Ex-US-General Brent Scowcroft, Chef eines internationalen Beratungsunternehmens und ehemaliger Nationaler Sicherheitsberater von Präsident George H. W. Bush hat z. B. in einer seiner Reden unterstrichen, dass es das das US-amerikanische Kapital ist, das von der neoliberalen Globalisierung am meisten profitiert. Wörtlich sagte Scowcroft weiter:
„Dies ist eine Welt, in der der Kapitalismus gedeihen kann. Seitdem die Vereinigten Staaten die einzige Supermacht sind, sind Globalisierung und amerikanische Macht zu einem Synonym geworden.“
Ein anderes Mal sagte der General a.D., dass die US-Streitkräfte in den meisten Fällen gar nicht erst militärisch intervenieren mussten, um ihre Aufgabe der Absicherung der neoliberalen Globalisierung gerecht zu werden:
„Wo auch immer US-Amerikaner mit anderen Ländern über Investitionsschutz, Marktzugang oder sonst was verhandeln, immer fällt der Schatten der amerikanischen Militärmacht auf den Verhandlungstisch.“
Es sind die Hunderte von US-Militär-Basen, Nachschub- oder Trainingslager in über 130 Ländern, die diesen „Militärschatten“ darstellen. Und der wohl einflussreichste Kommentator der USA, der für die New York Times schreibende Thomas L. Friedmann, prahlte in seinem Kommentar „Manifest für eine schnelle Welt“, dass „der freie Marktkapitalismus und seine Ausbreitung in so gut wie jeden Winkel der Welt … vor allem von der US-Militärmacht abgesichert“ werde.

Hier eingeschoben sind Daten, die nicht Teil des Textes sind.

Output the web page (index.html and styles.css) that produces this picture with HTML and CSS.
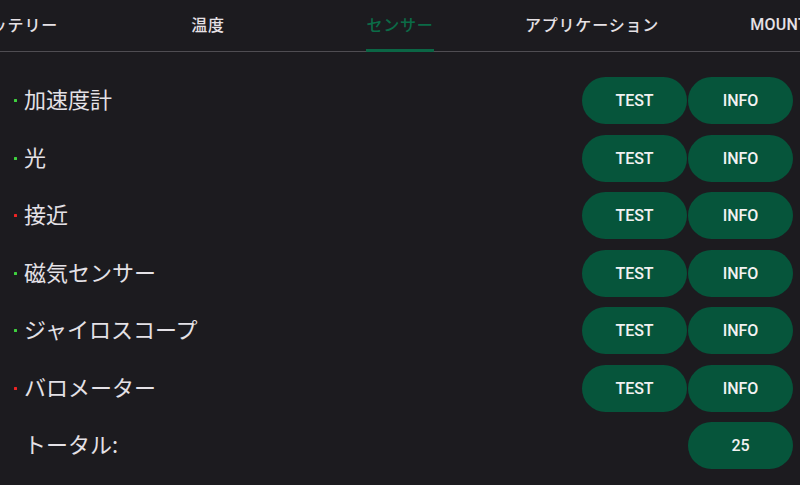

An dem Tag, da die NATO unter US-Führung ihren Angriffskrieg gegen Jugoslawien begann, schrieb ebendieser Friedmann in der gleichen Zeitung:
„Damit die Globalisierung funktioniert, darf Amerika sich nicht scheuen, als die allmächtige Supermacht zu handeln, die es ist. Die unsichtbare Hand des Marktes wird nie ohne den F-15-Kampfjet von McDonnell-Douglas funktionieren. Und die unsichtbare Faust, die dafür sorgt, dass die Welt für McDonalds-Hamburger und Silicon-Valley-Technologien sicher ist, heißt US-Army, US-Navy, Air Force und Marine Corps.“
Nun ist das US-Establishment aufs höchste alarmiert. Entsetzt verfolgt es, wie der neue Präsident Trump sich anschickt, ihr schönes Geschäftsmodell zu demontieren und mit einem anderen zu ersetzen, das wieder auf mehr US-Isolationismus, Zollschranken und andere Einfuhrbarrieren aufbaut. Bevor sich Trump aber gegen die Übermacht seiner Gegner, auch die in seiner eigenen Partei, durchsetzen kann, wird er aber noch viele harte Kämpfe bestehen müssen.